Even though the ban on Grambling State University’s
newspaper, The Gramblinite, has been removed, residual effects and questions of
why the ban was imposed in the first place still linger.
The administration is pointing the finger at the students
on The Gramblinite staff, claiming there were too many errors and several
incidents of plagiarism.
However, many Grambling students believe its staff was
chastised for speaking out against the disreputable acts of the administration.

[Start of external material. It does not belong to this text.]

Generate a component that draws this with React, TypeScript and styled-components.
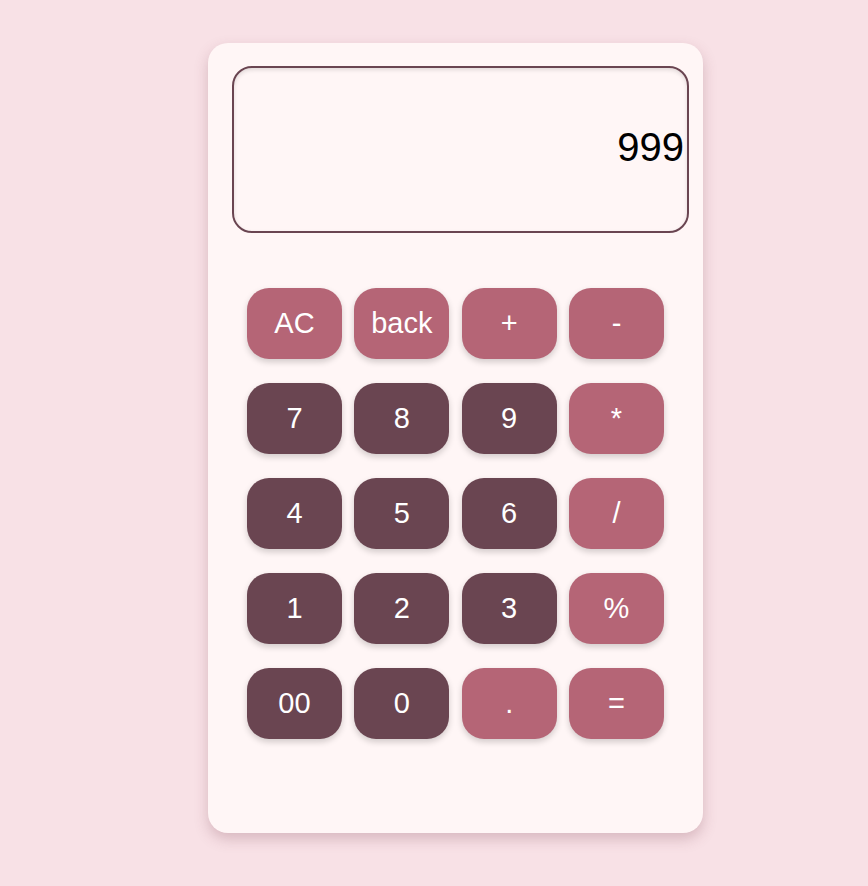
import React from "react";
import styled, { createGlobalStyle } from "styled-components";

const Global = createGlobalStyle`
  html, body { margin: 0; padding: 0; }
  body {
    background: #f8e1e6;
    font-family: "Liberation Sans", Arial, sans-serif;
    min-height: 886px;
  }
`;

const Page = styled.div`
  display: flex;
  justify-content: center;
  padding-top: 43px;
  padding-left: 43px;
`;

const Card = styled.div`
  width: 495px;
  height: 790px;
  box-sizing: border-box;
  background: #fff6f6;
  border-radius: 20px;
  box-shadow: 0 6px 14px rgba(120, 60, 75, 0.25);
  padding: 23px 14px 0 24px;
  display: flex;
  flex-direction: column;
`;

const Display = styled.div`
  height: 167px;
  box-sizing: border-box;
  border: 2px solid #6a4551;
  border-radius: 20px;
  box-shadow: inset 0 2px 4px rgba(0, 0, 0, 0.12);
  display: flex;
  align-items: center;
  justify-content: flex-end;
  padding: 0 3px 4px 0;
  font-size: 40px;
  color: #000;
`;

const Keys = styled.div`
  margin-top: 55px;
  padding-left: 15px;
  display: grid;
  grid-template-columns: repeat(4, 95px);
  grid-auto-rows: 71px;
  column-gap: 12.33px;
  row-gap: 24px;
  justify-content: start;
`;

const Key = styled.button<{ $tone: "accent" | "dark" }>`
  border: none;
  border-radius: 22px;
  background: ${(p) => (p.$tone === "accent" ? "#b56576" : "#6a4551")};
  color: #fff;
  font-family: "Liberation Sans", Arial, sans-serif;
  font-size: 29px;
  box-shadow: 0 3px 6px rgba(0, 0, 0, 0.18);
  display: flex;
  align-items: center;
  justify-content: center;
  padding: 0;
  cursor: pointer;
`;

const keys: [string, "accent" | "dark"][] = [
  ["AC", "accent"], ["back", "accent"], ["+", "accent"], ["-", "accent"],
  ["7", "dark"], ["8", "dark"], ["9", "dark"], ["*", "accent"],
  ["4", "dark"], ["5", "dark"], ["6", "dark"], ["/", "accent"],
  ["1", "dark"], ["2", "dark"], ["3", "dark"], ["%", "accent"],
  ["00", "dark"], ["0", "dark"], [".", "accent"], ["=", "accent"],
];

export default function App() {
  return (
    <>
      <Global />
      <Page>
        <Card>
          <Display>999</Display>
          <Keys>
            {keys.map(([label, tone]) => (
              <Key key={label} $tone={tone}>{label}</Key>
            ))}
          </Keys>
        </Card>
      </Page>
    </>
  );
}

Whether it was for quality’s sake or a personal vendetta,
GSU’s decision to shut down The Gramblinite technically violated the First
Amendment for free speech. Also, for those well versed in Supreme Court cases,
names like Hazelwood and Hosty should instantly spring to mind. And for those
who do not know the significance of these terms and have no idea what those
people in the black robes have been doing for the past 20 years, allow us to
explain.
The question of censorship involving high school
newspapers reached the Supreme Court in 1988 during Hazelwood School District
v. Kuhlmeier. The Supreme Court decided public high school officials have the
authority to censor most, but not all, student newspapers and other forms of
expression on the high school level.
The most identical court case to The Gramblinite’s
situation is 2005’s Hosty v. Carter, which involved Governors State
University’s newspaper, The Innovator, being banned for criticizing the
administration.
The Hosty case unfortunately allowed states in the
Seventh Circuit (Illinois, Indiana and Wisconsin) to implement Hazelwood’s
decision on just the universities in their jurisdiction.
Everyone follow along and watch where this is going: The
Gramblinite is published in Grambling. Grambling is a city in Louisiana.
Louisiana lies in the Fifth Circuit of the United States, not the seventh.
Therefore, Robert Dixon, vice president of student
affairs at Grambling and his crew legally had no right to shut down the
newspaper for any amount of time, case closed.
This brief foray into Supreme Court cases past and
present was not intended to be a history lecture, but to reinforce the
illegality of the actions of GSU’s administration and to point out the fact
that The Gramblinite staff could have a case if ever they took it all the way to those nine in the black robes.